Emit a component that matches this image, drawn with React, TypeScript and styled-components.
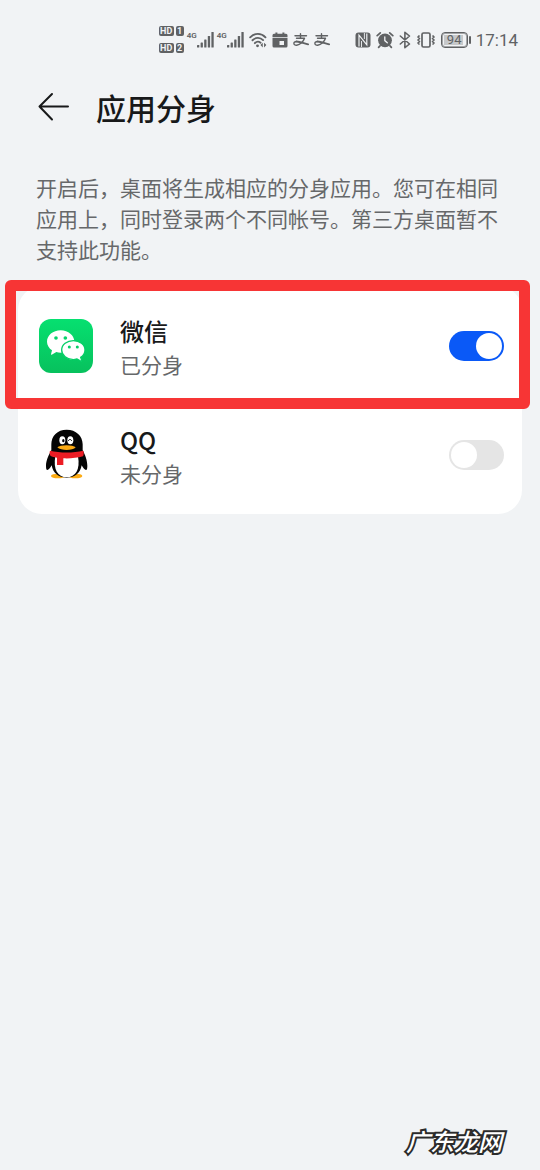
import React from "react";
import styled, { createGlobalStyle } from "styled-components";

const ink = "#606264";

const GlobalStyle = createGlobalStyle`
  *, *::before, *::after { box-sizing: border-box; }
  body {
    margin: 0;
    background: #f1f3f5;
    color: #18191a;
    font-family: "Noto Sans CJK SC", "Noto Sans", sans-serif;
  }
`;

const Page = styled.div`
  min-height: 100vh;
  display: flex;
  flex-direction: column;
`;

const StatusBar = styled.div`
  display: flex;
  align-items: center;
  justify-content: flex-end;
  gap: 25px;
  height: 79px;
  padding: 0 22px 0 16px;
  color: ${ink};
`;

const StatusGroup = styled.div<{ $gap: number }>`
  display: flex;
  align-items: center;
  gap: ${(p) => p.$gap}px;
`;

const SimGrid = styled.div`
  display: grid;
  grid-template-columns: 15px 8px;
  gap: 7px 2px;
`;

const SimBadge = styled.span`
  height: 10px;
  border-radius: 2px;
  background: ${ink};
  color: #f1f3f5;
  font: 700 9px/10px Roboto, sans-serif;
  text-align: center;
`;

const Signal = styled.div`
  display: flex;
  align-items: flex-start;
`;

const Network = styled.span`
  width: 9px;
  font: 600 8px/8px Roboto, sans-serif;
  text-indent: -1px;
`;

const Battery = styled.div`
  display: flex;
  align-items: center;
  gap: 1px;
`;

const BatteryBody = styled.span`
  width: 27px;
  height: 16px;
  padding: 1px;
  border: 1px solid ${ink};
  border-radius: 4px;
  box-shadow: inset 0 0 0 1px #a3a5a7;
  background: linear-gradient(#c6c8ca, #c6c8ca) 2px 2px / 19px 10px no-repeat;
  font: 400 13px/12px Roboto, sans-serif;
  text-align: center;
`;

const BatteryTip = styled.span`
  width: 2px;
  height: 8px;
  border-radius: 1px;
  background: ${ink};
`;

const Clock = styled.time`
  font: 400 17px/20px Roboto, sans-serif;
`;

const Header = styled.header`
  display: flex;
  align-items: center;
  gap: 26px;
  padding: 6px 36px;
`;

const BackButton = styled.button`
  display: flex;
  padding: 0;
  border: 0;
  background: none;
  color: inherit;
`;

const Title = styled.h1`
  margin: 0;
  font-size: 30px;
  line-height: 44px;
  font-weight: 500;
`;

const Description = styled.p`
  margin: 0;
  padding: 37px 36px 21px;
  color: #66686a;
  font-size: 21px;
  line-height: 31px;
`;

const Card = styled.ul`
  margin: 0 18px;
  padding: 5px 0;
  list-style: none;
  border-radius: 24px;
  background: #fff;
`;

const Row = styled.li`
  position: relative;
  display: flex;
  align-items: center;
  gap: 27px;
  height: 109px;
  padding: 0 18px 0 21px;
`;

const RowText = styled.div`
  flex: 1;
  display: flex;
  flex-direction: column;
  padding-top: 2px;
`;

const AppName = styled.label`
  font-size: 24px;
  line-height: 34px;
  font-weight: 500;
`;

const AppState = styled.span`
  color: #66686a;
  font-size: 21px;
  line-height: 32px;
`;

const Switch = styled.input`
  appearance: none;
  display: flex;
  align-items: center;
  justify-content: flex-start;
  width: 55px;
  height: 30px;
  margin: 0;
  padding: 0 2px;
  border-radius: 15px;
  background: #e5e5e5;

  &::before {
    content: "";
    width: 26px;
    height: 26px;
    border-radius: 50%;
    background: #fff;
  }

  &:checked {
    justify-content: flex-end;
    background: #0a59f7;
  }
`;

const Highlight = styled.span`
  position: absolute;
  inset: -11px -8px -9px -13px;
  border: 11px solid #f73535;
  border-radius: 6px;
  pointer-events: none;
`;

const Footer = styled.footer`
  margin-top: auto;
  padding: 0 38px 12px;
  text-align: right;
  color: #fff;
  font-size: 24px;
  line-height: 34px;
  font-weight: 500;
  font-style: italic;
  -webkit-text-stroke: 4px #2b2b2b;
  paint-order: stroke fill;
`;

const Bars = () => (
  <svg width="17" height="16" viewBox="0 0 17 16" fill="currentColor">
    <rect x="0" y="13" width="2.3" height="2.5" rx=".5" />
    <rect x="3.6" y="10.5" width="2.3" height="5" rx=".5" />
    <rect x="7.2" y="7.5" width="2.3" height="8" rx=".5" />
    <rect x="10.8" y="4" width="2.3" height="11.5" rx=".5" />
    <rect x="14.4" y="0" width="2.3" height="15.5" rx=".5" />
  </svg>
);

const WifiIcon = () => (
  <svg width="18" height="18" viewBox="0 0 19 18" fill="none" stroke="currentColor" strokeWidth="2" strokeLinecap="round">
    <path d="M1.2 6.2C6 1.3 12.8 1.3 17.4 6.2" />
    <path d="M3.7 9.3c3.4-3.4 8-3.4 11.2-.2" />
    <path d="M6.2 12.3c1.8-1.8 4.2-1.9 6-.5" />
    <circle cx="9" cy="15.2" r="1.5" fill="currentColor" stroke="none" />
    <path d="M14.5 11.8v5l-2.4-2.500zM15.900 11.800v5l2.400-2.500z" fill="currentColor" stroke="none" />
  </svg>
);

const CalendarIcon = () => (
  <svg width="16" height="16" viewBox="0 0 16 16" fill="currentColor">
    <path d="M2 1.8h1.4V.4h2v1.4h5V.4h2v1.4H14a1.5 1.5 0 0 1 1.5 1.5v1.7H.5V3.3A1.5 1.5 0 0 1 2 1.8z" />
    <path fillRule="evenodd" d="M.5 5.800h15V14a1.500 1.500 0 0 1-1.500 1.500H2A1.500 1.500 0 0 1 .5 14zM7.500 9v4h4.500V9z" />
  </svg>
);

const PayIcon = () => (
  <svg width="16" height="14" viewBox="0 0 16 14" fill="none" stroke="currentColor" strokeWidth="1.4" strokeLinecap="round" strokeLinejoin="round">
    <path d="M7.5 .8V5M2 2.700h11.500M3.500 5.300h8C10.500 8.300 7.300 12 3.700 12.200c-3.700 .2-3.700-3.700-.2-3.700" />
    <path d="M3.500 8.500c3.500 0 7 1.700 11.700 2.900" strokeWidth="1.800" />
  </svg>
);

const NfcIcon = () => (
  <svg width="16" height="16" viewBox="0 0 16 16">
    <rect x=".5" y=".5" width="15" height="15" rx="3" fill={ink} />
    <path d="M4 14.500V3.200l7.800 9.600V1.500" fill="none" stroke="#f1f3f5" strokeWidth="1.200" />
    <path d="M6.500 15V9M9.400 1v6" fill="none" stroke="#f1f3f5" strokeWidth=".9" />
  </svg>
);

const AlarmIcon = () => (
  <svg width="18" height="18" viewBox="0 0 18 18" fill="none" strokeLinecap="round">
    <circle cx="9" cy="9.3" r="6.9" fill={ink} />
    <path d="M1.2 4.7 4.3 1.8M16.8 4.7l-3.1-2.9M4 14.8l-1.4 1.5M14 14.8l1.4 1.5" stroke={ink} strokeWidth="1.7" />
    <path d="M8.8 5.8v3.800l2.500 2.200" stroke="#f1f3f5" strokeWidth="1.300" />
  </svg>
);

const BluetoothIcon = () => (
  <svg width="12" height="18" viewBox="0 0 12 18" fill="none" stroke="currentColor" strokeWidth="1.6" strokeLinejoin="round" strokeLinecap="round">
    <path d="m1.3 5 9.2 8-4.6 3.7V1.3L10.5 5l-9.2 8" />
  </svg>
);

const VibrateIcon = () => (
  <svg width="20" height="16" viewBox="0 0 20 16" fill="none" stroke="currentColor" strokeWidth="1.7" strokeLinejoin="round">
    <rect x="6" y="1" width="8" height="14" rx="1.5" />
    <path d="M3.5 3.5 2 5l1.5 1.5L2 8l1.5 1.5L2 11l1.5 1.5M16.5 3.5 18 5l-1.5 1.5L18 8l-1.5 1.5L18 11l-1.5 1.5" />
  </svg>
);

const BackIcon = () => (
  <svg width="34" height="30" viewBox="0 0 34 30" fill="none" stroke="currentColor" strokeWidth="2" strokeLinecap="round" strokeLinejoin="round">
    <path d="M16 2 3.5 14.5 16 27.5M3.5 14.5H32" />
  </svg>
);

const WeChatIcon = () => (
  <svg width="54" height="54" viewBox="0 0 162 162">
    <defs>
      <linearGradient id="wechat-green" x1="0" y1="0" x2="0" y2="1">
        <stop offset="0" stopColor="#06e070" />
        <stop offset="1" stopColor="#07c15d" />
      </linearGradient>
    </defs>
    <rect width="162" height="162" rx="36" fill="url(#wechat-green)" />
    <path
      d="M65 34c-23 0-41 15-41 34 0 10 6 20 15 26l-3 12c0 1 1 2 2 1l14-8c4 1 8 2 13 2 23 0 41-15 41-33S88 34 65 34z"
      fill="#fff"
    />
    <g fill="#06d36a">
      <circle cx="51" cy="57" r="5.5" />
      <circle cx="79" cy="57" r="5.5" />
    </g>
    <path
      d="M103 65c-19 0-35 12-35 28s16 29 35 29c4 0 8-1 11-2l11 6c2 1 3 0 3-2l-3-9c8-5 13-13 13-22 0-16-16-28-35-28z"
      fill="#fff"
      stroke="#06cf67"
      strokeWidth="4"
    />
    <g fill="#06cd66">
      <circle cx="91" cy="84" r="4.5" />
      <circle cx="115" cy="84" r="4.5" />
    </g>
  </svg>
);

const QQIcon = () => (
  <svg width="54" height="54" viewBox="27 39 162 162">
    <ellipse cx="84" cy="183" rx="21" ry="7" fill="#fcab14" />
    <ellipse cx="136" cy="183" rx="21" ry="7" fill="#fcab14" />
    <path
      d="M110 44c-28 0-46 19-46 44v18c-7 12-16 31-16 46 0 8 1 13 4 13 4 0 9-6 13-14 4 23 20 37 45 37s41-14 45-37c4 8 9 14 13 14 3 0 4-5 4-13 0-15-7-34-14-46V88c0-25-20-44-48-44z"
      fill="#050505"
    />
    <path d="M76 124c-7 40 7 63 34 63s41-23 34-63z" fill="#fff" />
    <path d="M60 107c30 7 70 7 100 0 2 6 1 14-1 17-18 5-40 7-59 6v20H81v-22c-8-1-15-3-19-5-3-4-4-11-2-16z" fill="#ec1c24" />
    <ellipse cx="97" cy="76" rx="9" ry="12" fill="#fff" />
    <ellipse cx="121" cy="76" rx="9" ry="12" fill="#fff" />
    <ellipse cx="100" cy="77" rx="3.5" ry="5" fill="#050505" />
    <path d="M115 78c1-6 9-6 10 0" fill="none" stroke="#050505" strokeWidth="3" />
    <path d="M82 97c8-8 47-8 55 0-8 10-44 11-55 0z" fill="#fcab14" />
  </svg>
);

type AppEntry = {
  id: string;
  name: string;
  state: string;
  cloned: boolean;
  highlighted: boolean;
  icon: React.ReactNode;
};

const apps: AppEntry[] = [
  { id: "wechat", name: "微信", state: "已分身", cloned: true, highlighted: true, icon: <WeChatIcon /> },
  { id: "qq", name: "QQ", state: "未分身", cloned: false, highlighted: false, icon: <QQIcon /> },
];

export default function App() {
  return (
    <Page lang="zh-CN">
      <GlobalStyle />
      <StatusBar>
        <StatusGroup $gap={5}>
          <StatusGroup $gap={4}>
            <SimGrid>
              <SimBadge>HD</SimBadge>
              <SimBadge>1</SimBadge>
              <SimBadge>HD</SimBadge>
              <SimBadge>2</SimBadge>
            </SimGrid>
            <Signal>
              <Network>4G</Network>
              <Bars />
            </Signal>
            <Signal>
              <Network>4G</Network>
              <Bars />
            </Signal>
          </StatusGroup>
          <WifiIcon />
          <CalendarIcon />
          <PayIcon />
          <PayIcon />
        </StatusGroup>
        <StatusGroup $gap={5}>
          <NfcIcon />
          <AlarmIcon />
          <BluetoothIcon />
          <VibrateIcon />
          <Battery>
            <BatteryBody>94</BatteryBody>
            <BatteryTip />
          </Battery>
          <Clock>17:14</Clock>
        </StatusGroup>
      </StatusBar>
      <Header>
        <BackButton type="button" aria-label="返回">
          <BackIcon />
        </BackButton>
        <Title>应用分身</Title>
      </Header>
      <Description>
        开启后，桌面将生成相应的分身应用。您可在相同应用上，同时登录两个不同帐号。第三方桌面暂不支持此功能。
      </Description>
      <Card>
        {apps.map((app) => (
          <Row key={app.id}>
            {app.icon}
            <RowText>
              <AppName htmlFor={app.id}>{app.name}</AppName>
              <AppState>{app.state}</AppState>
            </RowText>
            <Switch type="checkbox" role="switch" id={app.id} defaultChecked={app.cloned} />
            {app.highlighted && <Highlight />}
          </Row>
        ))}
      </Card>
      <Footer>广东龙网</Footer>
    </Page>
  );
}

————————

[Task requirements] From the listing above, copy every line that holds the string "React".

[Exercise output]
Emit a component that matches this image, drawn with React, TypeScript and styled-components.
import React from "react";
  icon: React.ReactNode;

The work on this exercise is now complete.